▼
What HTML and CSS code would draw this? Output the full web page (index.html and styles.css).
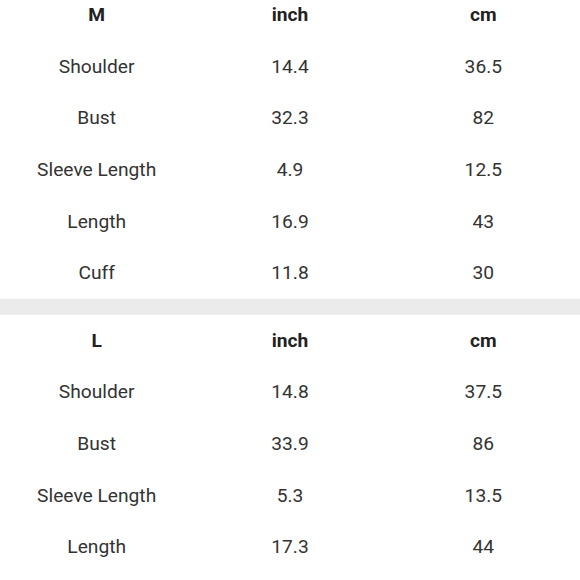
FILE: index.html
```html
<!DOCTYPE html>
<html>
<head>
<meta charset="utf-8">
<link rel="stylesheet" href="styles.css">
</head>
<body>
<div class="page">
  <table class="size-table">
    <tr class="head"><td>M</td><td>inch</td><td>cm</td></tr>
    <tr><td>Shoulder</td><td>14.4</td><td>36.5</td></tr>
    <tr><td>Bust</td><td>32.3</td><td>82</td></tr>
    <tr><td>Sleeve Length</td><td>4.9</td><td>12.5</td></tr>
    <tr><td>Length</td><td>16.9</td><td>43</td></tr>
    <tr><td>Cuff</td><td>11.8</td><td>30</td></tr>
  </table>
  <div class="divider"></div>
  <table class="size-table">
    <tr class="head"><td>L</td><td>inch</td><td>cm</td></tr>
    <tr><td>Shoulder</td><td>14.8</td><td>37.5</td></tr>
    <tr><td>Bust</td><td>33.9</td><td>86</td></tr>
    <tr><td>Sleeve Length</td><td>5.3</td><td>13.5</td></tr>
    <tr><td>Length</td><td>17.3</td><td>44</td></tr>
  </table>
</div>
</body>
</html>
```
FILE: styles.css
```css
html, body {
  margin: 0;
  padding: 0;
  background: #fff;
  overflow: hidden;
}
.page {
  width: 580px;
  margin-top: -10.6px;
  font-family: Roboto, "Noto Sans", sans-serif;
  color: #333;
}
.size-table {
  width: 100%;
  border-collapse: collapse;
  table-layout: fixed;
}
.size-table td {
  height: 51.6px;
  padding: 0;
  text-align: center;
  vertical-align: middle;
  font-size: 19.2px;
  line-height: 22px;
}
.head td {
  font-weight: 700;
  color: #222;
}
.divider {
  height: 16px;
  background: #ebebeb;
}
```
▲
▶ Given task: Take the data above and repeat it exactly, leaving each picture out.

▶ Output for this task:
What HTML and CSS code would draw this? Output the full web page (index.html and styles.css).
FILE: index.html
```html
<!DOCTYPE html>
<html>
<head>
<meta charset="utf-8">
<link rel="stylesheet" href="styles.css">
</head>
<body>
<div class="page">
  <table class="size-table">
    <tr class="head"><td>M</td><td>inch</td><td>cm</td></tr>
    <tr><td>Shoulder</td><td>14.4</td><td>36.5</td></tr>
    <tr><td>Bust</td><td>32.3</td><td>82</td></tr>
    <tr><td>Sleeve Length</td><td>4.9</td><td>12.5</td></tr>
    <tr><td>Length</td><td>16.9</td><td>43</td></tr>
    <tr><td>Cuff</td><td>11.8</td><td>30</td></tr>
  </table>
  <div class="divider"></div>
  <table class="size-table">
    <tr class="head"><td>L</td><td>inch</td><td>cm</td></tr>
    <tr><td>Shoulder</td><td>14.8</td><td>37.5</td></tr>
    <tr><td>Bust</td><td>33.9</td><td>86</td></tr>
    <tr><td>Sleeve Length</td><td>5.3</td><td>13.5</td></tr>
    <tr><td>Length</td><td>17.3</td><td>44</td></tr>
  </table>
</div>
</body>
</html>
```
FILE: styles.css
```css
html, body {
  margin: 0;
  padding: 0;
  background: #fff;
  overflow: hidden;
}
.page {
  width: 580px;
  margin-top: -10.6px;
  font-family: Roboto, "Noto Sans", sans-serif;
  color: #333;
}
.size-table {
  width: 100%;
  border-collapse: collapse;
  table-layout: fixed;
}
.size-table td {
  height: 51.6px;
  padding: 0;
  text-align: center;
  vertical-align: middle;
  font-size: 19.2px;
  line-height: 22px;
}
.head td {
  font-weight: 700;
  color: #222;
}
.divider {
  height: 16px;
  background: #ebebeb;
}
```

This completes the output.